En effet, cet ancien paradigme fonctionne dans de nombreux cas mais pas dans d’autres, comme justement par exemple dans le cas du pape François.
Tandis qu’au contraire, dans d’autres cas, c’est la théorie de la différenciation sociale élaborée par le sociologue et philosophe allemand Niklas Luhmann (1927-1998) qui semble être un instrument d’analyse très efficace.
Diotallevi consacre plusieurs pages à illustrer le paradigme luhmannien. Il en souligne la pertinence surtout quand il montre comment chaque sous-système par lequel une société se différencie nécessite, pour fonctionner, des « langages » spécialisés, qui pour la politique peuvent être les lois, pour les décisions judiciaires le droit, pour l’économie l’argent… Et pour le christianisme ? Diotallevi remarque – à juste titre – qu’ « il n’est pas surprenant du tout qu’au cours du Concile Vatican II et des années qui ont suivi, c’est la question de la liturgie et de sa réforme qui a été au centre de la controverse au sein du catholicisme. » Tout en gardant à l’esprit que dans une société à un niveau de modernisation élevé, le rite ne constitue pas la seule modalité communicative possible pour une religion qui veut « dire Dieu » aux hommes.
Pour Luhmann également, comme pour le paradigme classique, l’avancée de la sécularisation marque le déclin et la disparition des religions du modèle « confessionnel » qui sont effectivement partout en crise aujourd’hui. Mais les religions et en particulier le catholicismes ne sont pas toujours réductibles à ce seul modèle.
Ce à quoi nous sommes en train d’assister dans le monde entier, c’est en fait un boom religieux qui ne relève pas du « confessionnel » mais plutôt d’une « récupération sélective des traditions à la fois qui est à la fois très moderne et sans le moindre scrupule ». Ce sont « des styles, des symboles et des rhétoriques employées à la carte pour pénétrer des niches de marché spécifiques », avec « une demande religieuse qui prime très nettement sur l’offre religieuse ».

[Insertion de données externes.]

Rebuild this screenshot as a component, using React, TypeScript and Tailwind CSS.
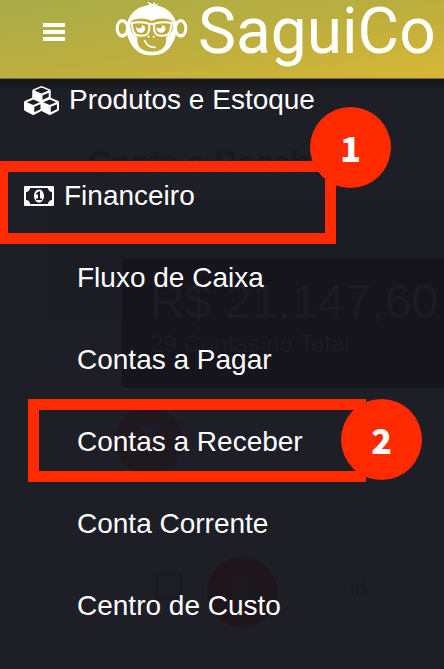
import type { ReactNode } from "react";

function MenuIcon() {
  return (
    <svg viewBox="0 0 22 18" className="h-[18px] w-[22px] fill-current" aria-hidden="true">
      <rect width="22" height="4" />
      <rect y="7" width="22" height="4" />
      <rect y="14" width="22" height="4" />
    </svg>
  );
}

function MonkeyLogo() {
  return (
    <svg viewBox="345 0 219 171" className="h-[57px] w-[73px] shrink-0" role="img" aria-label="Sagui">
      <g fill="#fff">
        <ellipse cx="367" cy="85" rx="20" ry="28" />
        <ellipse cx="542" cy="85" rx="20" ry="28" />
      </g>
      <g fill="#bcae3e">
        <ellipse cx="367" cy="85" rx="11" ry="18" />
        <ellipse cx="542" cy="85" rx="11" ry="18" />
      </g>
      <g fill="#fff">
        <path d="M443 20 C449 16 451 13 440 5 C450 7 455 10 457 13 C459 9 462 7 466 6 C463 10 464 13 465 15 C469 11 472 11 475 11 C469 15 470 18 474 20Z" />
        <path d="M455 15 C496 15 526 43 530 77 C532 107 519 128 508 144 C494 160 476 166 455 166 C434 166 416 160 402 144 C389 128 378 107 380 77 C384 43 414 15 455 15Z" />
      </g>
      <path
        d="M455 64 C441 52 405 53 393 64 C386 83 396 105 412 111 C410 126 414 139 426 148 C443 158 468 158 485 148 C497 139 500 126 498 111 C514 105 524 83 517 64 C505 53 469 52 455 64Z"
        fill="#bcae3e"
      />
      <g fill="none" stroke="#fff" strokeLinecap="round" strokeLinejoin="round">
        <path d="M395 69 Q421 64 448 71 Q450 96 440 104 Q425 111 407 104 Q397 96 395 69Z" strokeWidth="6" />
        <path d="M515 69 Q489 64 462 71 Q460 96 470 104 Q485 111 503 104 Q513 96 515 69Z" strokeWidth="6" />
        <path d="M447 74 Q455 69 463 74" strokeWidth="5" />
        <path d="M434 122 Q443 143 465 142" strokeWidth="5" />
      </g>
      <g fill="#fff">
        <path d="M408 80 Q412 87 419 85 Q427 85 425 75 Q438 78 435 89 Q431 99 421 98 Q408 96 408 80Z" />
        <path d="M469 80 Q473 87 480 85 Q488 85 486 75 Q499 78 496 89 Q492 99 482 98 Q469 96 469 80Z" />
        <circle cx="446" cy="110" r="3" />
        <circle cx="461" cy="110" r="3" />
      </g>
    </svg>
  );
}

function CubesIcon() {
  return (
    <svg viewBox="0 0 2176 1792" className="h-[29px] w-[35px] fill-current" aria-hidden="true">
      <path d="M640 1632l384-192v-314l-384 164v342zM576 1178l404-173-404-173-404 173zM1664 1632l384-192v-314l-384 164v342zM1600 1178l404-173-404-173-404 173zM1152 845l384-165v-266l-384 164v267zM1088 466l441-189-441-189-441 189zM2176 1024v416q0 36-19 67t-52 47l-448 224q-25 14-57 14t-57-14l-448-224q-5-2-7-4-2 2-7 4l-448 224q-25 14-57 14t-57-14l-448-224q-33-16-52-47t-19-67v-416q0-38 21.5-70t56.5-48l434-186v-400q0-38 21.5-70t56.5-48l448-192q23-10 50-10t50 10l448 192q35 16 56.5 48t21.5 70v400l434 186q36 16 57 48t21 70z" />
    </svg>
  );
}

function MoneyIcon() {
  return (
    <svg viewBox="0 0 1920 1280" className="h-[20px] w-[30px] fill-current" aria-hidden="true">
      <path d="M768 896h384v-96h-128v-448h-114l-148 137 77 80q42-37 55-57h2v288h-128v96zM1280 640q0 70-21 142t-59.5 134-101.5 101-138 39-138-39-101.5-101-59.5-134-21-142 21-142 59.5-134 101.5-101 138-39 138 39 101.5 101 59.5 134 21 142zM1792 896v-512q-106 0-181-75t-75-181h-1152q0 106-75 181t-181 75v512q106 0 181 75t75 181h1152q0-106 75-181t181-75zM1920 64v1152q0 26-19 45t-45 19h-1792q-26 0-45-19t-19-45v-1152q0-26 19-45t45-19h1792q26 0 45 19t19 45z" />
    </svg>
  );
}

function StepBadge({ children, className }: { children: ReactNode; className: string }) {
  return (
    <span
      className={`absolute flex size-[81px] items-center justify-center rounded-full bg-[#ff2a00] font-['Noto_Sans_CJK_JP','Noto_Sans',sans-serif] text-[34px] font-black leading-none text-white ${className}`}
    >
      {children}
    </span>
  );
}

// The page that shows faintly through the open menu.
function DimmedPage() {
  return (
    <div aria-hidden="true" className="absolute inset-0 overflow-hidden whitespace-nowrap">
      <div className="flex h-full flex-col pt-[65px]">
        <p className="ml-[88px] text-[32px] font-bold leading-9 text-[#181820]">Conta a Receber</p>
        <div className="ml-12 mt-[18px] h-[121px] shrink-0 border-l border-[#1b1b24] bg-[#1c1c25] pl-[73px] pt-[60px]">
          <div className="h-[130px] rounded-l-md bg-[#16151d] pl-7 pt-4">
            <p className="text-5xl leading-[56px] text-[#1b1c25]">R$ 21.147,60</p>
            <p className="text-2xl leading-7 text-[#1b1c25]">29 Contas no Total</p>
          </div>
        </div>
        <div className="ml-[115px] mt-[88px] flex size-[68px] shrink-0 items-center justify-center rounded-full bg-[#1f181f]">
          <svg viewBox="0 0 24 20" className="mb-3 h-5 w-6 fill-[#1c1d26]">
            <path d="M0 0h24L15 11v9l-6-4v-5z" />
          </svg>
        </div>
        <div className="ml-[107px] mt-[82px] flex h-[82px] shrink-0 border-b border-[#1b1b23] pl-12">
          <div className="mt-4 size-[27px] rounded-xs border-3 border-[#191921]" />
          <div className="ml-[25px] flex size-[70px] items-center justify-center rounded-full bg-[#1f161c] text-[#191a22]">
            <MenuIcon />
          </div>
          <p className="ml-[73px] mt-5 text-xl leading-6 text-[#191921]">Id</p>
        </div>
      </div>
    </div>
  );
}

const linkClass = "relative flex h-full items-center";

export default function App() {
  return (
    <div className="flex min-h-screen flex-col overflow-hidden bg-[#1e1e27] font-['Liberation_Sans',Arial,sans-serif] text-white">
      <header className="flex h-[79px] shrink-0 items-start overflow-hidden border-b border-[#77702b] bg-linear-to-br from-[#a8ac49] via-[#bcae3e] to-[#d8b735] pl-[43px]">
        <button type="button" aria-label="Abrir menu" className="mt-[23px] shrink-0">
          <MenuIcon />
        </button>
        <a href="#inicio" className="ml-[50px] flex items-start gap-[10px]">
          <MonkeyLogo />
          <span className="font-[Roboto,sans-serif] text-[64px] leading-16">SaguiCo</span>
        </a>
      </header>

      <div className="relative flex-1">
        <DimmedPage />
        <div className="absolute inset-x-0 top-0 h-3 bg-linear-to-b from-[#15151a] to-transparent" />
        <nav aria-label="Menu principal" className="relative pt-px text-[28px] leading-8">
          <ul>
            <li className="mb-[35px] h-10 pl-6">
              <a href="#produtos" className={`${linkClass} gap-[10px]`}>
                <CubesIcon />
                Produtos e Estoque
              </a>
            </li>
            <li>
              <div className="relative h-[82px] pl-6">
                <span className="pointer-events-none absolute -left-[3px] top-[6px] h-[83px] w-[339px] border-11 border-[#ff2a00]" />
                <StepBadge className="left-[310px] -top-12">1</StepBadge>
                <a href="#financeiro" className={`${linkClass} gap-[10px]`}>
                  <MoneyIcon />
                  Financeiro
                </a>
              </div>
              <ul>
                <li className="h-[82px] pl-[77px]">
                  <a href="#fluxo" className={linkClass}>Fluxo de Caixa</a>
                </li>
                <li className="h-[82px] pl-[77px]">
                  <a href="#pagar" className={linkClass}>Contas a Pagar</a>
                </li>
                <li className="relative h-[82px] pl-[77px]">
                  <span className="pointer-events-none absolute -top-[2px] left-7 h-[83px] w-[338px] border-11 border-[#ff2a00]" />
                  <StepBadge className="-top-[2px] left-[341px]">2</StepBadge>
                  <a href="#receber" className={linkClass}>Contas a Receber</a>
                </li>
                <li className="h-[82px] pl-[77px]">
                  <a href="#corrente" className={linkClass}>Conta Corrente</a>
                </li>
                <li className="h-[82px] pl-[77px]">
                  <a href="#custo" className={linkClass}>Centro de Custo</a>
                </li>
              </ul>
            </li>
          </ul>
        </nav>
      </div>
    </div>
  );
}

C’est cela la « low intensity religion », la religion à basse intensité – écrit Diotallevi – qui occupe « la grande scène socioreligieuse actuelle ». Même le catholicisme en est largement empreint. Elle fait fi di des interdits et les barrières qui s’opposent à la consommation religieuse individuelle, elle ignore les préceptes doctrinaux et moraux qui prétendent orienter la voie des individus et de la société politique, elle refuse l’arbitraire d’une autorité religieuse supérieure. La participation habituelle aux rites décline tandis que la consommation individuelle de ceux-ci devient toujours plus inorganisable et imprévisible.
Ce que cette mutation entrave – soutient Diotallevi – c’est surtout la forme d’Église voulue par Vatican II et par Paul VI, une Église projetée pour « un régime de société ouverte et de liberté de conscience », une Église capable de combiner « une grande autonomie avec un grand impact extra-religieux ». Ni Jean-Paul II ni Benoît XVI – à son sens – n’ont pu donner une substance adéquate à ce projet, et ensuite c’est la renonciation « révolutionnaire » de Joseph Ratzinger au pontificat qui est venu clôturer la longue parenthèse, qui aura duré des siècles, de l’Église catholique « confessionnelle » et qui a rouvert un espace pour un nouveau rapport du catholicisme avec la modernité avancée.
Et c’est dans cet espace que s’engouffre le pape Bergoglio en 2013. Ce qui nous amène à aujourd’hui.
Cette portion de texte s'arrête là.